On Josephine’s right arm she wore Donovan, the perfect accessory. The sorrow of losing her ex-husband evidently required the tall, handsome Vic to console her. Lacey felt a pang seeing them together.
The fox and the hound.
They made a stunning couple, and Vic even wore a beautifully tailored navy suit, a pale blue shirt, and a subdued striped tie. It was a look Lacey had never seen him in.
Nevertheless, Lacey had to appreciate Josephine’s knack for keeping Vic under her control. Other women might lack the financial upper hand, but Josephine was not embarrassed to use that strategy.
Shouldn’t take too long,
Lacey thought, and it made her sadder than she expected. Josephine was older than Vic, but still a striking woman. And for all his fine law-enforcement skills, he was a dope about the fairer sex. After all, he knew nothing when it came to Lacey.

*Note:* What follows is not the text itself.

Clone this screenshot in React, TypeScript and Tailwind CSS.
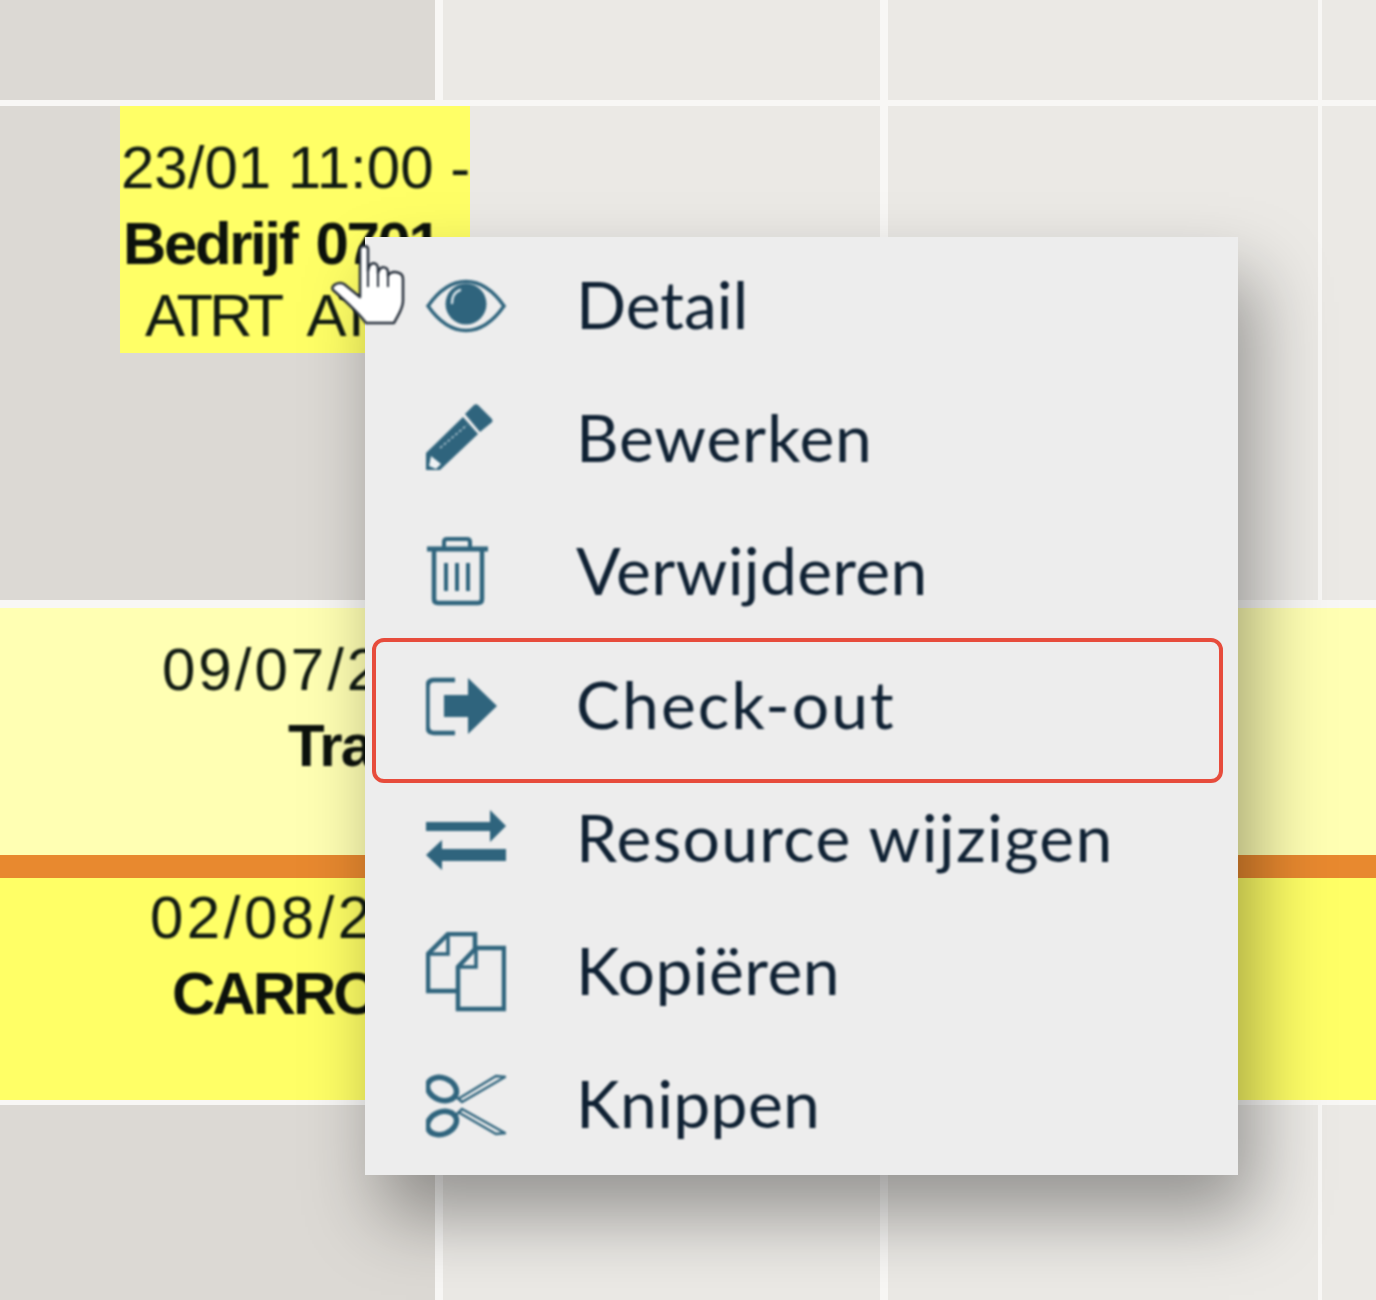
const eventText = "font-['Liberation_Sans',Arial,sans-serif] text-[60px] leading-[74px] text-[#101a12] whitespace-nowrap";

function Eye() {
  return (
    <svg width="80" height="80" viewBox="0 0 80 80" fill="none">
      <path d="M2 40C14 23 27 15.500 40 15.500S66 23 78 40C66 57 53 64.500 40 64.500S14 57 2 40Z" stroke="#2f647d" strokeWidth="3.500" />
      <circle cx="40" cy="38" r="20.500" fill="#2f647d" />
      <path d="M26 37C26 30 29 26 34 24" stroke="#d6e2e8" strokeWidth="2.500" strokeLinecap="round" />
    </svg>
  );
}

function Pencil() {
  return (
    <svg width="80" height="80" viewBox="0 0 80 80">
      <path d="M47 7Q49 4 52 6L65 19Q68 22 65 24L54 33L39 15Z" fill="#2f647d" />
      <path d="M37 18L52 35L14 71H-1V55Z" fill="#2f647d" />
      <path d="M14 49L41 26" stroke="#b9ccd5" strokeWidth="1.500" strokeDasharray="3 2" />
      <path d="M5 57L15 65L10 70L3 67Z" fill="#eef2f4" />
    </svg>
  );
}

function Trash() {
  return (
    <svg width="80" height="80" viewBox="0 0 80 80" fill="none" stroke="#2f647d">
      <path d="M1 17H62" strokeWidth="5" />
      <path d="M18 16V10Q18 7 21 7H41Q44 7 44 10V16" strokeWidth="4" />
      <path d="M8 18V67Q8 71 12 71H52Q56 71 56 67V18" strokeWidth="4.500" />
      <path d="M20 31V59M31 31V59M42 31V59" strokeWidth="4" />
    </svg>
  );
}

function CheckOut() {
  return (
    <svg width="80" height="80" viewBox="0 0 80 80" fill="none">
      <path d="M29 14H8Q1.500 14 1.500 21V60Q1.500 67 8 67H29" stroke="#2f647d" strokeWidth="4.500" />
      <path d="M18 29H42V12L71 40L42 68V51H18Z" fill="#2f647d" />
    </svg>
  );
}

function Swap() {
  return (
    <svg width="80" height="80" viewBox="0 0 80 80" fill="#2f647d">
      <path d="M0 23H64V11L80 27L64 43V32H0Z" />
      <path d="M80 50H16V41L0 56L16 71V62H80Z" />
    </svg>
  );
}

function Copy() {
  return (
    <svg width="80" height="80" viewBox="0 0 80 80" fill="none" stroke="#2f647d" strokeWidth="4.500">
      <path d="M32 59H2V22L22 2H49V16" />
      <path d="M2 22H22V2" strokeWidth="3.500" />
      <path d="M50 16H78V77H32V35Z" />
      <path d="M32 35H50V16" strokeWidth="3.500" />
    </svg>
  );
}

function Scissors() {
  return (
    <svg width="80" height="80" viewBox="0 0 80 80" fill="none" stroke="#2f647d">
      <ellipse cx="16" cy="24" rx="15" ry="11" transform="rotate(22 16 24)" strokeWidth="5.500" />
      <ellipse cx="16" cy="58" rx="15" ry="11" transform="rotate(-22 16 58)" strokeWidth="5.500" />
      <path d="M29 31L36 37L79 12L70 11L32 34" strokeWidth="2.500" />
      <path d="M29 51L36 44L79 68L70 69L32 47" strokeWidth="2.500" />
    </svg>
  );
}

const menuItems = [
  { label: "Detail", icon: <Eye />, tracking: "" },
  { label: "Bewerken", icon: <Pencil />, tracking: "tracking-[0.8px]" },
  { label: "Verwijderen", icon: <Trash />, tracking: "tracking-[0.3px]" },
  { label: "Check-out", icon: <CheckOut />, tracking: "tracking-[2px]" },
  { label: "Resource wijzigen", icon: <Swap />, tracking: "tracking-[1.300px]" },
  { label: "Kopiëren", icon: <Copy />, tracking: "tracking-[0.4px]" },
  { label: "Knippen", icon: <Scissors />, tracking: "tracking-[0.3px]" },
];

function Cells({ height }: { height: string }) {
  return (
    <div className={`grid grid-cols-[443px_445px_434px_54px] ${height}`}>
      <div className="border-r-[8px] border-[#f8f7f5] bg-[#dcd9d4]" />
      <div className="border-r-[8px] border-[#f8f7f5] bg-[#ebe9e5]" />
      <div className="border-r-[4px] border-[#f8f7f5] bg-[#ebe9e5]" />
      <div className="bg-[#ebe9e5]" />
    </div>
  );
}

function Cursor() {
  return (
    <svg className="absolute left-[328px] top-[243px] blur-[0.8px]" width="80" height="84" viewBox="0 0 80 84">
      <path
        d="M32 6C32 2 40 2 40 6V28C41 18 50 18 50 26V30C52 22 60 23 60 30V33C63 27 75 28 75 36V58C75 66 70 72 66 80H38C32 72 22 62 5 47C2 43 10 38 16 41L32 54Z"
        fill="#fff"
        stroke="#27303c"
        strokeWidth="2.500"
        strokeLinejoin="round"
      />
      <path d="M40 28V44M50 28V44M60 32V44" stroke="#27303c" strokeWidth="2" />
    </svg>
  );
}

export default function App() {
  return (
    <div className="relative h-[1300px] w-[1376px] overflow-hidden bg-[#f8f7f5]">
      <Cells height="h-[100px]" />
      <div className="h-[6px]" />

      <div className="relative grid h-[494px] grid-cols-[443px_445px_434px_54px]">
        <div className="border-r-[8px] border-[#f8f7f5] bg-[#dcd9d4]">
          <div className={`relative ml-[120px] h-[247px] w-[350px] bg-[#ffff66] pt-[25px] ${eventText}`}>
            <div className="pl-px blur-[0.8px]">23/01 11:00 -</div>
            <div className="pl-[3px] font-bold leading-[78px] tracking-[-2.400px] text-[#0c120c] blur-[0.8px] [word-spacing:5px]">Bedrijf 0701</div>
            <div className="pl-[25px] leading-[66px] tracking-[-4px] blur-[0.8px] [word-spacing:18px]">ATRT ATRT</div>
          </div>
        </div>
        <div className="border-r-[8px] border-[#f8f7f5] bg-[#ebe9e5]" />
        <div className="border-r-[4px] border-[#f8f7f5] bg-[#ebe9e5]" />
        <div className="bg-[#ebe9e5]" />
      </div>

      <div className="h-[8px]" />

      <div className={`h-[247px] overflow-hidden bg-[#ffffb3] pt-[25px] ${eventText}`}>
        <div className="pl-[162px] tracking-[3px] blur-[0.8px]">09/07/2</div>
        <div className="pl-[288px] font-bold leading-[78px] tracking-[-2px] text-[#0c120c] blur-[0.8px]">Tra</div>
      </div>
      <div className="h-[23px] bg-[#e8892f]" />
      <div className={`h-[222px] overflow-hidden bg-[#ffff66] pt-[3px] ${eventText}`}>
        <div className="pl-[150px] tracking-[3.500px] blur-[0.8px]">02/08/2</div>
        <div className="pl-[172px] font-bold leading-[78px] tracking-[-3px] text-[#0c120c] blur-[0.8px]">CARRO</div>
      </div>

      <div className="h-[5px]" />
      <Cells height="h-[195px]" />

      {/* context menu */}
      <div className="absolute left-[365px] top-[237px] h-[938px] w-[873px] bg-[#ededed] shadow-[16px_40px_70px_rgba(0,0,0,0.37)]">
        {menuItems.map((item) => (
          <div key={item.label} className="flex h-[133.300px] items-center pl-[61px]">
            <div className="w-[150px] shrink-0 pt-[4px] blur-[0.8px]">{item.icon}</div>
            <span className={`font-['Lato','Open_Sans',sans-serif] text-[66px] leading-none text-[#0f2133] blur-[0.8px] ${item.tracking}`}>
              {item.label}
            </span>
          </div>
        ))}
        <div className="absolute left-[7px] top-[401px] h-[145px] w-[851px] rounded-[12px] border-[4px] border-[#e74c3c]" />
      </div>

      <Cursor />
    </div>
  );
}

She also spotted Tony Trujillo, who was representing
The Eye Street Observer.
He knew Lacey without a moment’s hesitation, smiled and gave her a thumbs-up sign. She looked away.
The crowd milled around for half an hour. Then the organist began playing “Somewhere Over the Rainbow,” which saved the day. People took seats and the program began. The head accountant for Stylettos, a small, wizened man in oversized spectacles with age spots on his bald head, opened the event with an account of Radford’s little-known charity work.
“Tax dodge,” Stella said.
Josephine apparently was too overwrought to address the multitudes of little people who kept the cash registers full. But Beau Radford was scheduled to speak. He stood to Josephine’s left, and he had also spruced up for the occasion, in an oversized black suit, which must have belonged to Boyd. The white shirt was likewise too large; the French cuffs, fastened with gaudy gold cuff links, fell to his knuckles. His only personal affectation was a blazing blue tie, featuring the cartoon emblem of Superman. He was still wearing the ponytail.
“His hair looks darker and thicker,” Lacey whispered.
“Yeah, he must be dyeing it. Thickens the hair shaft,” Stella said.
“Looks like he curled it.”
“Maybe Josephine permed it,” Michelle added.
Josephine fussed with Beau’s suit before he got up to speak. She glared at his tie. She whispered in French, but it didn’t seem to faze him.
Mild-mannered Beau informed the crowd he would be running the company, along with his mother, as stipulated by the will. He promised to make his old man proud. Beau quietly stepped away from the podium just as Leonardo flew into the hall, looking like a wild man. He was puffy faced, red eyed, and disheveled, his hair matted and sweaty. He had thrown on a dirty black trench coat over a black T-shirt and wrinkled black jeans. Stella shot him a dirty look as he threw himself down next to them.